The Rise of New Bachata Songs
As Dominican-Americans from The Bronx, Lenny Santos and Anthony “Romeo” Santos (who is also half Puerto Rican) were raised on a steady musical diet of Rap, R&B, Merengue, Bachata and Salsa.
Heck, Lenny, looking back on his childhood when I interviewed him and his brother, Max, in the summer of 2009, even mentioned regularly listening to grunge rock’s Pearl Jam on a walkman while rollerblading around his neighborhood.
Via Lenny’s guitar-playing, production and arrangements and Anthony’s songwriting and singing, Bachata has been unmistakably impacted by Blues-derived American popular music.
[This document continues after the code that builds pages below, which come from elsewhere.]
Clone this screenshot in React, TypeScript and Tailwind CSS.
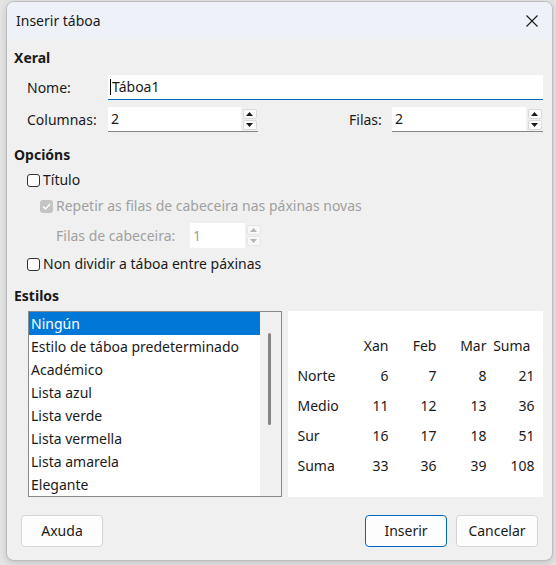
const ROWS = [
  "Ningún",
  "Estilo de táboa predeterminado",
  "Académico",
  "Lista azul",
  "Lista verde",
  "Lista vermella",
  "Lista amarela",
  "Elegante",
];

const TABLE = [
  ["", "Xan", "Feb", "Mar", "Suma"],
  ["Norte", "6", "7", "8", "21"],
  ["Medio", "11", "12", "13", "36"],
  ["Sur", "16", "17", "18", "51"],
  ["Suma", "33", "36", "39", "108"],
];

function Arrow({ up, disabled }: { up?: boolean; disabled?: boolean }) {
  return (
    <div
      className={`flex h-[10px] w-[14px] items-center justify-center rounded-[2px] border ${
        disabled ? "border-[#e6e6e6] bg-[#f7f7f7]" : "border-[#d9d9d9] bg-[#fbfbfb]"
      }`}
    >
      <svg width="7" height="4" viewBox="0 0 7 4">
        <path
          d={up ? "M0 4 L3.5 0 L7 4 Z" : "M0 0 L3.5 4 L7 0 Z"}
          fill={disabled ? "#b5b5b5" : "#1a1a1a"}
        />
      </svg>
    </div>
  );
}

function Spin({
  value,
  className,
  disabled,
}: {
  value: string;
  className: string;
  disabled?: boolean;
}) {
  return (
    <div
      className={`flex h-[25px] items-stretch ${className} ${
        disabled ? "" : "border-b border-[#868686]"
      }`}
    >
      <div
        className={`flex flex-1 items-center bg-white pl-[3px] ${
          disabled ? "text-[#a0a0a0]" : "text-[#1a1a1a]"
        }`}
      >
        {value}
      </div>
      <div className="flex w-[17px] flex-col items-center justify-center gap-[1px]">
        <Arrow up disabled={disabled} />
        <Arrow disabled={disabled} />
      </div>
    </div>
  );
}

function Check({ label, disabled, checked }: { label: string; disabled?: boolean; checked?: boolean }) {
  return (
    <div className="flex h-[16px] items-center gap-[3px]">
      {checked ? (
        <div className="flex h-[13px] w-[13px] items-center justify-center rounded-[3px] bg-[#c4c4c4]">
          <svg width="9" height="7" viewBox="0 0 9 7">
            <path d="M1 3.5 L3.5 6 L8 1" stroke="white" strokeWidth="1.3" fill="none" />
          </svg>
        </div>
      ) : (
        <div className="h-[13px] w-[13px] rounded-[3px] border border-[#333] bg-white" />
      )}
      <span className={disabled ? "text-[#a0a0a0]" : "text-[#1a1a1a]"}>{label}</span>
    </div>
  );
}

function Btn({ label, primary }: { label: string; primary?: boolean }) {
  return (
    <button
      className={`h-[32px] w-[82px] rounded-[4px] border bg-[#fdfdfd] text-[#1a1a1a] ${
        primary ? "border-[#0067c0]" : "border-[#d4d4d4]"
      }`}
    >
      {label}
    </button>
  );
}

export default function App() {
  return (
    <div className="h-[565px] w-[556px] bg-[#e4e4e4] pt-[1px] pl-[6px] font-['Noto_Sans',sans-serif] text-[14px] leading-[16px] text-[#1a1a1a]">
      <div className="flex h-[560px] w-[547px] flex-col overflow-hidden rounded-[8px] border border-[#bdbdbd] bg-[#f0f0f0] shadow-[0_2px_6px_rgba(0,0,0,0.15)]">
        <div className="flex h-[37px] shrink-0 items-center justify-between bg-[#eef2f8] pl-[9px] pr-[14px]">
          <span>Inserir táboa</span>
          <svg width="12" height="12" viewBox="0 0 12 12">
            <path d="M0.5 0.5 L11.5 11.5 M11.5 0.5 L0.5 11.5" stroke="#1a1a1a" strokeWidth="1.1" />
          </svg>
        </div>

        <div className="flex flex-1 flex-col pl-[7px] pr-[9px]">
          <div className="mt-[11px] font-bold">Xeral</div>

          <div className="mt-[9px] flex h-[25px] items-center pl-[13px]">
            <span className="w-[81px]">Nome:</span>
            <div className="flex h-[25px] flex-1 items-center border-b border-[#0067c0] bg-white pl-[2px]">
              <span className="mr-[1px] h-[16px] w-[1px] bg-black" />
              Táboa1
            </div>
          </div>

          <div className="mt-[7px] flex h-[25px] items-center pl-[13px]">
            <span className="w-[81px]">Columnas:</span>
            <Spin value="2" className="w-[150px]" />
            <span className="ml-auto w-[43px]">Filas:</span>
            <Spin value="2" className="w-[151px]" />
          </div>

          <div className="mt-[15px] font-bold">Opcións</div>

          <div className="mt-[9px] pl-[13px]">
            <Check label="Título" />
          </div>
          <div className="mt-[10px] pl-[26px]">
            <Check label="Repetir as filas de cabeceira nas páxinas novas" disabled checked />
          </div>
          <div className="mt-[9px] flex items-center pl-[42px]">
            <span className="w-[134px] text-[#a0a0a0]">Filas de cabeceira:</span>
            <Spin value="1" className="w-[72px]" disabled />
          </div>
          <div className="mt-[8px] pl-[13px]">
            <Check label="Non dividir a táboa entre páxinas" />
          </div>

          <div className="mt-[16px] font-bold">Estilos</div>

          <div className="mt-[7px] flex h-[186px] gap-[6px] pl-[14px]">
            <div className="flex w-[256px] border border-[#8a8a8a] bg-white">
              <div className="flex flex-1 flex-col">
                {ROWS.map((r, i) => (
                  <div
                    key={r}
                    className={`flex h-[23px] items-center pl-[2px] ${
                      i === 0 ? "bg-[#0078d7] text-white" : ""
                    }`}
                  >
                    {r}
                  </div>
                ))}
              </div>
              <div className="w-[21px] bg-[#f0f0f0] pt-[21px]">
                <div className="ml-[8px] h-[92px] w-[3px] rounded-full bg-[#858585]" />
              </div>
            </div>

            <div className="w-[256px] bg-white pl-[9px] pt-[20px]">
              {TABLE.map((row, ri) => (
                <div key={ri} className="grid h-[30px] grid-cols-[43px_48px_48px_50px_48px] items-center">
                  {row.map((c, ci) => (
                    <span
                      key={ci}
                      className={ci === 0 ? "" : ri === 0 && ci === 4 ? "pr-[4px] text-right" : "text-right"}
                    >
                      {c}
                    </span>
                  ))}
                </div>
              ))}
            </div>
          </div>

          <div className="mt-[18px] flex gap-[9px] pl-[7px] pr-[5px]">
            <Btn label="Axuda" />
            <div className="flex-1" />
            <Btn label="Inserir" primary />
            <Btn label="Cancelar" />
          </div>
        </div>
      </div>
    </div>
  );
}
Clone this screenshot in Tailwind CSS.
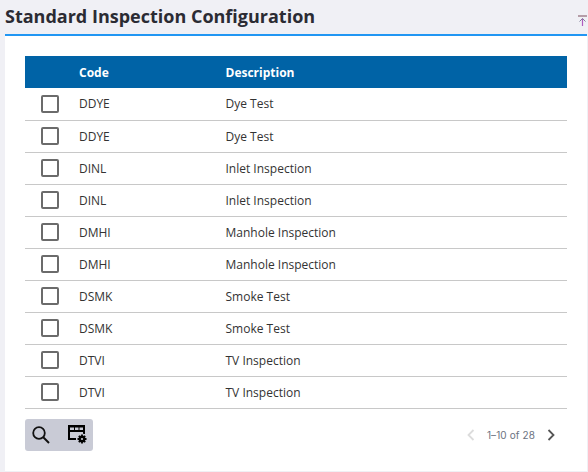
<!DOCTYPE html>
<html lang="en">
<head>
  <meta charset="UTF-8" />
  <title>Standard Inspection Configuration</title>
  <script src="https://cdn.jsdelivr.net/npm/@tailwindcss/browser@4"></script>
</head>
<body class="bg-[#f0f0f5] m-0 p-0 overflow-hidden font-['Open_Sans','Noto_Sans',sans-serif]">
  <div class="w-[588px] h-[472px] flex flex-col">
    <!-- header -->
    <div class="h-[36px] shrink-0 ml-[5px] mr-[1px] flex items-start justify-between border-b-2 border-[#2196f3]">
      <h1 class="mt-[4px] text-[18px] leading-[25px] font-bold text-[#2b2b33]">Standard Inspection Configuration</h1>
      <svg class="mt-[15px]" width="9" height="11" viewBox="0 0 9 11" fill="none">
        <path d="M0 1H9" stroke="#7a4a5a" stroke-width="1"/>
        <path d="M4.5 11V3.5" stroke="#b05cc0" stroke-width="1.2"/>
        <path d="M1.5 6.5L4.5 3.5L7.5 6.5" stroke="#7f7f9a" stroke-width="1"/>
      </svg>
    </div>

    <!-- panel -->
    <div class="ml-[5px] mr-[1px] h-[435px] bg-white pt-[20px] px-[20px]">
      <div class="h-[32px] pt-[1px] bg-[#0063a6] flex items-center text-white text-[12px] font-bold">
        <span class="ml-[54px] w-[146.5px]">Code</span>
        <span>Description</span>
      </div>

      <div class="h-[33px] pb-[1px] border-b border-[#c8c8c8] flex items-center text-[12px] text-[#333]">
        <span class="ml-[16px] w-[18px] h-[18px] border-2 border-[#6b6b6b] rounded-[2px]"></span>
        <span class="ml-[20px] w-[146.5px]">DDYE</span><span>Dye Test</span>
      </div>
      <div class="h-[32px] border-b border-[#c8c8c8] flex items-center text-[12px] text-[#333]">
        <span class="ml-[16px] mb-[1px] w-[18px] h-[18px] border-2 border-[#6b6b6b] rounded-[2px]"></span>
        <span class="ml-[20px] w-[146.5px]">DDYE</span><span>Dye Test</span>
      </div>
      <div class="h-[32px] border-b border-[#c8c8c8] flex items-center text-[12px] text-[#333]">
        <span class="ml-[16px] mb-[1px] w-[18px] h-[18px] border-2 border-[#6b6b6b] rounded-[2px]"></span>
        <span class="ml-[20px] w-[146.5px]">DINL</span><span>Inlet Inspection</span>
      </div>
      <div class="h-[32px] border-b border-[#c8c8c8] flex items-center text-[12px] text-[#333]">
        <span class="ml-[16px] mb-[1px] w-[18px] h-[18px] border-2 border-[#6b6b6b] rounded-[2px]"></span>
        <span class="ml-[20px] w-[146.5px]">DINL</span><span>Inlet Inspection</span>
      </div>
      <div class="h-[32px] border-b border-[#c8c8c8] flex items-center text-[12px] text-[#333]">
        <span class="ml-[16px] mb-[1px] w-[18px] h-[18px] border-2 border-[#6b6b6b] rounded-[2px]"></span>
        <span class="ml-[20px] w-[146.5px]">DMHI</span><span>Manhole Inspection</span>
      </div>
      <div class="h-[32px] border-b border-[#c8c8c8] flex items-center text-[12px] text-[#333]">
        <span class="ml-[16px] mb-[1px] w-[18px] h-[18px] border-2 border-[#6b6b6b] rounded-[2px]"></span>
        <span class="ml-[20px] w-[146.5px]">DMHI</span><span>Manhole Inspection</span>
      </div>
      <div class="h-[32px] border-b border-[#c8c8c8] flex items-center text-[12px] text-[#333]">
        <span class="ml-[16px] mb-[1px] w-[18px] h-[18px] border-2 border-[#6b6b6b] rounded-[2px]"></span>
        <span class="ml-[20px] w-[146.5px]">DSMK</span><span>Smoke Test</span>
      </div>
      <div class="h-[32px] border-b border-[#c8c8c8] flex items-center text-[12px] text-[#333]">
        <span class="ml-[16px] mb-[1px] w-[18px] h-[18px] border-2 border-[#6b6b6b] rounded-[2px]"></span>
        <span class="ml-[20px] w-[146.5px]">DSMK</span><span>Smoke Test</span>
      </div>
      <div class="h-[32px] border-b border-[#c8c8c8] flex items-center text-[12px] text-[#333]">
        <span class="ml-[16px] mb-[1px] w-[18px] h-[18px] border-2 border-[#6b6b6b] rounded-[2px]"></span>
        <span class="ml-[20px] w-[146.5px]">DTVI</span><span>TV Inspection</span>
      </div>
      <div class="h-[32px] border-b border-[#c8c8c8] flex items-center text-[12px] text-[#333]">
        <span class="ml-[16px] mb-[1px] w-[18px] h-[18px] border-2 border-[#6b6b6b] rounded-[2px]"></span>
        <span class="ml-[20px] w-[146.5px]">DTVI</span><span>TV Inspection</span>
      </div>

      <!-- footer -->
      <div class="mt-[10px] h-[32px] flex items-center justify-between">
        <div class="w-[68px] h-[32px] bg-[#c9cbd6] rounded-[3px] flex items-center">
          <svg class="ml-[7px] mb-[1px]" width="18" height="18" viewBox="0 0 18 18" fill="none">
            <circle cx="7" cy="7" r="5.8" stroke="#111" stroke-width="1.8"/>
            <path d="M11 11L17 17" stroke="#111" stroke-width="2"/>
          </svg>
          <svg class="ml-[18px] mb-[1px]" width="19" height="19" viewBox="0 0 19 19">
            <path fill="#000" fill-rule="evenodd" d="M0 0H17V9H15V7H2V13H8V15H0ZM2 2.5V5H6V2.5ZM7 2.5V5H10.5V2.5ZM11.5 2.5V5H15V2.5Z"/>
            <circle cx="14" cy="14" r="5.5" fill="#c9cbd6"/>
            <path d="M14 9.5V18.5M9.5 14H18.5M10.8 10.8L17.2 17.2M17.2 10.8L10.8 17.2" stroke="#000" stroke-width="1.8"/>
            <circle cx="14" cy="14" r="3.4" fill="#000"/>
            <circle cx="14" cy="14" r="1.1" fill="#c9cbd6"/>
          </svg>
        </div>
        <div class="flex items-center">
          <svg width="8" height="12" viewBox="0 0 8 12" fill="none"><path d="M6.5 1L1.5 6L6.5 11" stroke="#dcdcdc" stroke-width="1.8"/></svg>
          <span class="ml-[12px] text-[10px] tracking-[0.1px] text-[#6b7280] font-['Inter','Roboto',sans-serif]">1–10 of 28</span>
          <svg class="ml-[12px] mr-[12px]" width="8" height="12" viewBox="0 0 8 12" fill="none"><path d="M1.5 1L6.5 6L1.5 11" stroke="#555" stroke-width="1.8"/></svg>
        </div>
      </div>
    </div>
  </div>
</body>
</html>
Aventura’s last album—appropriately titled “The Last” (2009)—unequivocally validates said notion.
For instance, one of the album’s singles, “Dile al Amor,” ends with the repeated, reverberated and mellifluously delivered double-negative line, “I don’t need no love … in my life.” That portion of the song, I’m compelled to say, is eerily similar in sound and mood to The Flamingos’ version of “I Only Have Eyes for You” (1959).
Bachata Aventura Breaks Up
The group disbanded in 2011. Lenny and Max (bass) went on to form Bachata supergroup VENA with fellow Bronx native Steve Styles (formerly of Xtreme), leading to their 2012 hit, “Ya No”; singer and supporting vocalist Henry Santos embarked on a solo career and exhibited his famous dancing skills last year on “Mira Quien Baila,” Univision’s answer to ABC’s “Dancing with the Stars”.
Anthony (Romeo), in 2011, featured R&B singer Usher on “Promise,” a single from his solo debut album, “Formula, Vol. 1.” “Promise” has peaked at No. 1 on the Billboard Latin Songs, Latin Pop Songs and Tropical Songs charts, and its video has (as of April 10, 2013) nearly 40.2 million views on YouTube.
Aventura’s distinct sound was met with disdain by Bachata’s traditionalists early on, but the group ultimately authored an important chapter of the Dominican narrative in the U.S. Their oeuvre, influenced and enriched as it was by hip hop and R&B music, linked Bachata to Blues through its two aforementioned descendants.
Once separated by the vastness of the Atlantic ocean, bachata and Blues—each of which was born out of struggle—now proudly occupy common land.